Irrational fit of anger. I have a temper, I know that. I try to curb it often, because I know how to drive people away. I can say very cruel things at the heat of the moment, but the difference between me and those who are kind is that I do mean them. Days after I still mean them. It’s not a pretty sight, and it’s a side of me that I am not altogether proud of. But the beast exists. All precautions must be made in order to keep it hidden, because it cannot be tamed.
Tonight I have been unsuccessful. It has reared its ugly head. The anger has been brewing for a few days now. I felt its current under my skin. I should’ve seen it coming. I thought I had it under control.
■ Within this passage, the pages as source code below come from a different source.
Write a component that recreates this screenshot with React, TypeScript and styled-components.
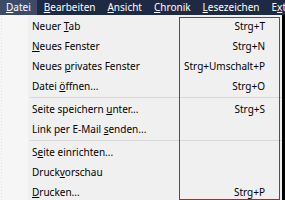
import styled, {createGlobalStyle} from 'styled-components';

const GlobalStyle = createGlobalStyle`
  html, body {
    margin: 0;
    padding: 0;
    background: #000;
  }
  body {
    width: 285px;
    height: 200px;
    overflow: hidden;
    font-family: "Noto Sans", "DejaVu Sans", sans-serif;
  }
`;

type Entry =
    | {kind: 'item'; label: string; key: number; shortcut?: string}
    | {kind: 'sep'};

const topMenus = [
    {label: 'Datei', key: 0, active: true},
    {label: 'Bearbeiten', key: 0},
    {label: 'Ansicht', key: 0},
    {label: 'Chronik', key: 0},
    {label: 'Lesezeichen', key: 0},
    {label: 'Extras', key: 1},
];

const entries: Entry[] = [
    {kind: 'item', label: 'Neuer Tab', key: 6, shortcut: 'Strg+T'},
    {kind: 'item', label: 'Neues Fenster', key: 0, shortcut: 'Strg+N'},
    {kind: 'item', label: 'Neues privates Fenster', key: 6, shortcut: 'Strg+Umschalt+P'},
    {kind: 'item', label: 'Datei öffnen...', key: 6, shortcut: 'Strg+O'},
    {kind: 'sep'},
    {kind: 'item', label: 'Seite speichern unter...', key: 16, shortcut: 'Strg+S'},
    {kind: 'item', label: 'Link per E-Mail senden...', key: 16},
    {kind: 'sep'},
    {kind: 'item', label: 'Seite einrichten...', key: 1},
    {kind: 'item', label: 'Druckvorschau', key: 5},
    {kind: 'item', label: 'Drucken...', key: 0, shortcut: 'Strg+P'},
];

const withAccessKey = (label: string, key: number) => (
    <>
        {label.slice(0, key)}
        <u>{label.charAt(key)}</u>
        {label.slice(key + 1)}
    </>
);

export default function App() {
    return (
        <>
            <GlobalStyle/>
            <Page>
                <MenuBar>
                    {topMenus.map((m) => (
                        <TopItem key={m.label} $active={!!m.active}>
                            {withAccessKey(m.label, m.key)}
                        </TopItem>
                    ))}
                </MenuBar>
                <Dropdown>
                    {entries.map((e, i) =>
                        e.kind === 'sep' ? (
                            <Separator key={i}/>
                        ) : (
                            <Item key={i}>
                                <Label>{withAccessKey(e.label, e.key)}</Label>
                                <Shortcut>{e.shortcut}</Shortcut>
                            </Item>
                        )
                    )}
                    <Highlight/>
                </Dropdown>
            </Page>
        </>
    );
}

const Page = styled.div`
  width: 285px;
  height: 200px;
  display: flex;
  flex-direction: column;
`;

const MenuBar = styled.div`
  flex: 0 0 15px;
  display: flex;
  align-items: center;
  background: #1e2943;
  color: #fff;
  font-size: 10px;
  white-space: nowrap;
  overflow: hidden;
`;

const TopItem = styled.div<{$active: boolean}>`
  flex: none;
  height: 15px;
  line-height: 15px;
  padding: 0 6px;
  margin-right: ${(p) => (p.$active ? '1px' : '0')};
  background: ${(p) => (p.$active ? '#3e4b68' : 'transparent')};

  u {
    text-decoration-thickness: 1px;
    text-underline-offset: 1px;
  }
`;

const Dropdown = styled.div`
  position: relative;
  width: 282px;
  flex: 1;
  min-height: 0;
  overflow: hidden;
  box-sizing: border-box;
  padding-top: 1px;
  background-color: #f0f0f0;
  background-image: radial-gradient(#e4e4e4 0.6px, transparent 0.7px),
  linear-gradient(#f6f6f6, #f6f6f6);
  background-size: 3px 3px, 28px 100%;
  background-repeat: repeat-y, no-repeat;
  color: #000;
  font-size: 10px;
`;

const Item = styled.div`
  height: 20px;
  display: flex;
  align-items: center;
  padding: 0 17px 0 32px;
`;

const Label = styled.span`
  flex: 1;
  white-space: nowrap;

  u {
    text-decoration-thickness: 1px;
    text-underline-offset: 1px;
  }
`;

const Shortcut = styled.span`
  white-space: nowrap;
`;

const Separator = styled.div`
  height: 1px;
  margin: 1px 0 1px 30px;
  background: #d7d7d7;
`;

const Highlight = styled.div`
  position: absolute;
  left: 179px;
  top: 2px;
  width: 101px;
  bottom: 0;
  box-sizing: border-box;
  border: 1px solid #e0101c;
  pointer-events: none;
`;
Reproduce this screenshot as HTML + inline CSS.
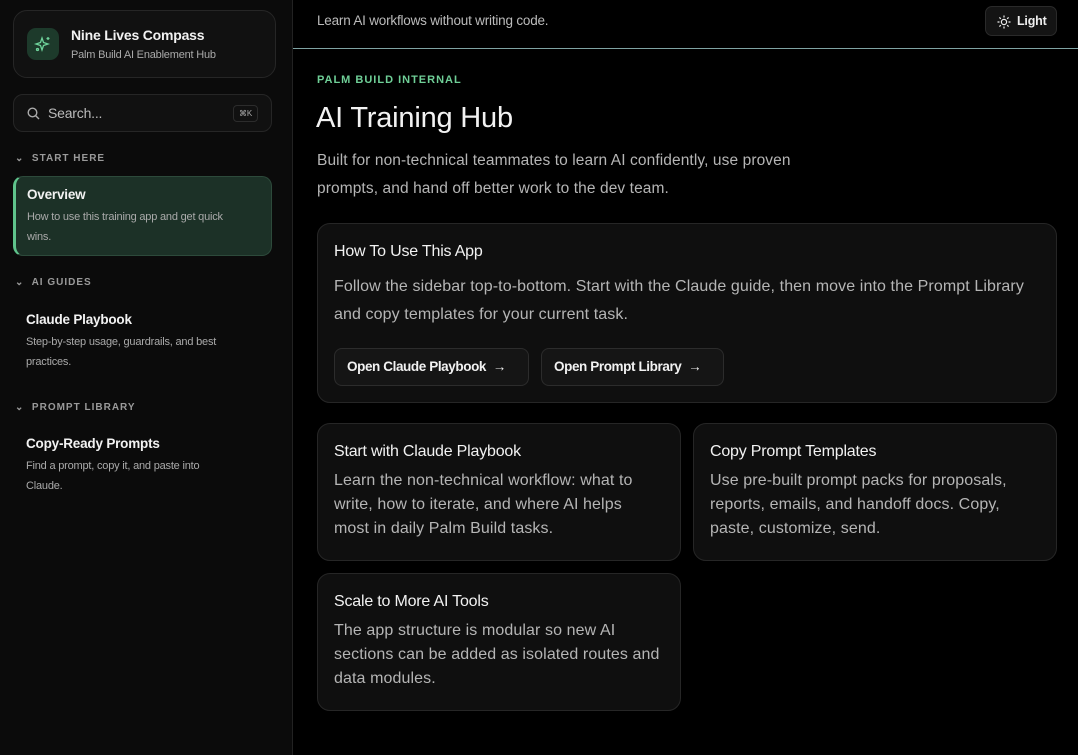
<!DOCTYPE html>
<html><head><meta charset="utf-8"><style>
*{box-sizing:border-box;margin:0;padding:0}
body{width:1078px;height:755px;background:#000;font-family:"Liberation Sans",sans-serif;color:#eee;position:relative;overflow:hidden;letter-spacing:-0.2px}
.side{position:absolute;left:0;top:0;width:293px;height:755px;background:#0b0b0b;border-right:1px solid #222}
.brand{position:absolute;left:13px;top:10px;width:263px;height:68px;border:1px solid #262626;border-radius:14px;background:#111}
.logo{position:absolute;left:13px;top:17px;width:32px;height:32px;border-radius:9px;background:#1d3a2b}
.brand b{position:absolute;left:57px;top:16px;font-size:14px;color:#f2f2f2}
.brand span{position:absolute;left:57px;top:38px;font-size:11px;color:#aaa}
.search{position:absolute;left:13px;top:94px;width:259px;height:38px;border:1px solid #262626;border-radius:10px;background:#111;font-size:14px;color:#bbb}
.kbd{position:absolute;right:13px;top:10px;width:25px;height:17px;border:1px solid #2c2c2c;border-radius:4px;font-size:8px;color:#aaa;text-align:center;line-height:15px}
.sec{position:absolute;left:15px;font-size:10px;font-weight:bold;letter-spacing:1px;color:#9a9a9a}
.item{position:absolute;left:13px;width:259px;padding:10px 13px}
.item b{display:block;font-size:13.5px;color:#f2f2f2;margin-bottom:5px}
.item span{display:block;font-size:11px;line-height:20px;color:#aaa;width:230px}
.act{background:#1c3127;border:1px solid #2d4a3b;border-radius:10px;border-left:3px solid #5fc48c}
.top{position:absolute;left:293px;top:0;right:0;height:49px;border-bottom:1px solid #7fa3a3}
.top p{position:absolute;left:24px;top:13px;font-size:13.5px;color:#bbb}
.light{position:absolute;right:21px;top:6px;width:72px;height:30px;border:1px solid #2a2a2a;border-radius:7px;background:#141414;font-size:12.5px;font-weight:bold;color:#eee;padding:7px 0 0 31px}
.card{position:absolute;border:1px solid #262626;border-radius:13px;background:#0f0f0f;padding:0 16px}
.card h3{font-weight:normal;font-size:16px;color:#f2f2f2;margin-top:19px}
.card p{font-size:16px;line-height:24px;color:#b5b5b5;margin-top:8px;letter-spacing:0.1px;white-space:nowrap}
.btn{position:absolute;top:124px;height:38px;border:1px solid #2c2c2c;border-radius:8px;background:#151515;font-size:13.5px;font-weight:bold;color:#f2f2f2;padding:10px 12px;letter-spacing:-0.4px}
</style></head><body>
<div class="side">
<div class="brand"><div class="logo"><svg width="32" height="32" viewBox="0 0 32 32" fill="none" stroke="#6fd39b" stroke-width="1.3"><path d="M15 10 L16.5 14.5 L21 16 L16.5 17.5 L15 22 L13.5 17.5 L9 16 L13.5 14.5Z"/><path d="M21 9v3M19.5 10.5h3"/><circle cx="10.5" cy="21.5" r="1"/></svg></div><b>Nine Lives Compass</b><span>Palm Build AI Enablement Hub</span></div>
<div class="search"><svg style="position:absolute;left:13px;top:12px" width="13" height="13" viewBox="0 0 13 13" fill="none" stroke="#aaa" stroke-width="1.4"><circle cx="5.5" cy="5.5" r="4.3"/><path d="M8.7 8.7 12 12"/></svg><span style="position:absolute;left:34px;top:10px">Search...</span><div class="kbd">⌘K</div></div>
<div class="sec" style="top:153px">⌄&nbsp; START HERE</div>
<div class="item act" style="top:176px;height:80px;padding-left:11px"><b>Overview</b><span>How to use this training app and get quick<br>wins.</span></div>
<div class="sec" style="top:277px">⌄&nbsp; AI GUIDES</div>
<div class="item" style="top:302px"><b>Claude Playbook</b><span>Step-by-step usage, guardrails, and best<br>practices.</span></div>
<div class="sec" style="top:402px">⌄&nbsp; PROMPT LIBRARY</div>
<div class="item" style="top:426px"><b>Copy-Ready Prompts</b><span>Find a prompt, copy it, and paste into<br>Claude.</span></div>
</div>
<div class="top"><p>Learn AI workflows without writing code.</p><div class="light"><svg style="position:absolute;left:11px;top:8px" width="14" height="14" viewBox="0 0 14 14" fill="none" stroke="#eee" stroke-width="1.2"><circle cx="7" cy="7" r="2.6"/><path d="M7 0.5v2M7 11.5v2M0.5 7h2M11.5 7h2M2.4 2.4l1.4 1.4M10.2 10.2l1.4 1.4M2.4 11.6l1.4-1.4M10.2 3.8l1.4-1.4"/></svg>Light</div></div>
<div style="position:absolute;left:317px;top:74px;font-size:11px;font-weight:bold;letter-spacing:1px;color:#6fcf97">PALM BUILD INTERNAL</div>
<div style="position:absolute;left:316px;top:102px;font-size:29px;color:#f2f2f2">AI Training Hub</div>
<div style="position:absolute;left:317px;top:147px;font-size:15.5px;line-height:28px;color:#b5b5b5;white-space:nowrap;letter-spacing:0.1px">Built for non-technical teammates to learn AI confidently, use proven<br>prompts, and hand off better work to the dev team.</div>
<div class="card" style="left:317px;top:223px;width:740px;height:180px"><h3>How To Use This App</h3><p style="line-height:28px;margin-top:12px">Follow the sidebar top-to-bottom. Start with the Claude guide, then move into the Prompt Library<br>and copy templates for your current task.</p>
<div class="btn" style="left:16px;width:195px">Open Claude Playbook &nbsp;→</div><div class="btn" style="left:223px;width:183px">Open Prompt Library &nbsp;→</div></div>
<div class="card" style="left:317px;top:423px;width:364px;height:138px"><h3>Start with Claude Playbook</h3><p>Learn the non-technical workflow: what to<br>write, how to iterate, and where AI helps<br>most in daily Palm Build tasks.</p></div>
<div class="card" style="left:693px;top:423px;width:364px;height:138px"><h3>Copy Prompt Templates</h3><p>Use pre-built prompt packs for proposals,<br>reports, emails, and handoff docs. Copy,<br>paste, customize, send.</p></div>
<div class="card" style="left:317px;top:573px;width:364px;height:138px"><h3>Scale to More AI Tools</h3><p>The app structure is modular so new AI<br>sections can be added as isolated routes and<br>data modules.</p></div>
</body></html>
All that rage. Now my heart is pounding in my chest; the beast is heaving, breathing hard. I didn’t have the most eloquent of words but I didn’t let that stop me, did I. Nobody won the argument. I’m not always looking for victory. Sometimes I just want to hurt. Sometimes I’m just spoiling for a fight. I think I got it tonight, though I was surprised at the ferocity and how quickly things progressed. It’s disgusting. I’m disgusting. When poems talk about people who are difficult to love, is this what they meant?
The Poet with His Face in His Hands
You want to cry aloud for your
mistakes. But to tell the truth the world
doesn’t need anymore of that sound.
So if you’re going to do it and can’t
stop yourself, if your pretty mouth can’t
hold it in, at least go by yourself across
the forty fields and the forty dark inclines
of rocks and water to the place where
the falls are flinging out their white sheets
like crazy, and there is a cave behind all that
jubilation and water fun and you can
stand there, under it, and roar all you
want and nothing will be disturbed; you can
drip with despair all afternoon and still,
on a green branch, its wings just lightly touched
by the passing foil of the water, the thrush,
puffing out its spotted breast, will sing
of the perfect, stone-hard beauty of everything.